*EXERCISE:* Return the listing below verbatim. Pictures do not belong in the copy.

--- start DATASET EXCERPT ---

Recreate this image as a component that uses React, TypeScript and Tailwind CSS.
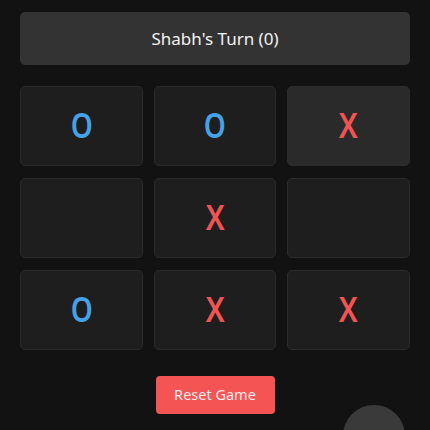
import React from "react";

type Mark = "O" | "X" | "";

const board: Mark[] = ["O", "O", "X", "", "X", "", "O", "X", "X"];

export default function App() {
  return (
    <div
      className="relative h-[430px] w-[430px] overflow-hidden bg-[#121212] px-5 pt-3"
      style={{ fontFamily: '"Noto Sans", "DejaVu Sans", sans-serif' }}
    >
      {/* Turn banner */}
      <div className="flex h-[53px] items-center justify-center rounded-[5px] bg-[#333333] text-[17px] text-[#f2f2f2]">
        Shabh's Turn (0)
      </div>

      {/* Board */}
      <div className="mt-[21px] grid grid-cols-3 gap-x-[11px] gap-y-[12px]">
        {board.map((mark, i) => (
          <div
            key={i}
            className={
              "flex h-[80px] items-center justify-center rounded-[5px] border border-[#2b2b2b] pb-[3px] " +
              (i === 2 ? "bg-[#2a2a2a]" : "bg-[#1e1e1e]")
            }
          >
            {mark === "O" && (
              <span className="inline-block scale-x-[0.8] text-[35px] font-semibold leading-none text-[#46a2e6]">
                O
              </span>
            )}
            {mark === "X" && (
              <span className="inline-block scale-x-[0.85] text-[35px] font-semibold leading-none text-[#f25454]">
                X
              </span>
            )}
          </div>
        ))}
      </div>

      {/* Reset */}
      <div className="mt-[26px] flex justify-center">
        <button className="h-[38px] w-[119px] rounded-[4px] bg-[#f45454] text-[14.5px] text-[#fbeaea]">
          Reset Game
        </button>
      </div>

      {/* Floating button */}
      <div className="absolute left-[343px] top-[405px] h-[62px] w-[62px] rounded-full bg-[#3a3a3a]" />
    </div>
  );
}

--- end DATASET EXCERPT ---

*WRITTEN SOLUTION:*
Recreate this image as a component that uses React, TypeScript and Tailwind CSS.
import React from "react";

type Mark = "O" | "X" | "";

const board: Mark[] = ["O", "O", "X", "", "X", "", "O", "X", "X"];

export default function App() {
  return (
    <div
      className="relative h-[430px] w-[430px] overflow-hidden bg-[#121212] px-5 pt-3"
      style={{ fontFamily: '"Noto Sans", "DejaVu Sans", sans-serif' }}
    >
      {/* Turn banner */}
      <div className="flex h-[53px] items-center justify-center rounded-[5px] bg-[#333333] text-[17px] text-[#f2f2f2]">
        Shabh's Turn (0)
      </div>

      {/* Board */}
      <div className="mt-[21px] grid grid-cols-3 gap-x-[11px] gap-y-[12px]">
        {board.map((mark, i) => (
          <div
            key={i}
            className={
              "flex h-[80px] items-center justify-center rounded-[5px] border border-[#2b2b2b] pb-[3px] " +
              (i === 2 ? "bg-[#2a2a2a]" : "bg-[#1e1e1e]")
            }
          >
            {mark === "O" && (
              <span className="inline-block scale-x-[0.8] text-[35px] font-semibold leading-none text-[#46a2e6]">
                O
              </span>
            )}
            {mark === "X" && (
              <span className="inline-block scale-x-[0.85] text-[35px] font-semibold leading-none text-[#f25454]">
                X
              </span>
            )}
          </div>
        ))}
      </div>

      {/* Reset */}
      <div className="mt-[26px] flex justify-center">
        <button className="h-[38px] w-[119px] rounded-[4px] bg-[#f45454] text-[14.5px] text-[#fbeaea]">
          Reset Game
        </button>
      </div>

      {/* Floating button */}
      <div className="absolute left-[343px] top-[405px] h-[62px] w-[62px] rounded-full bg-[#3a3a3a]" />
    </div>
  );
}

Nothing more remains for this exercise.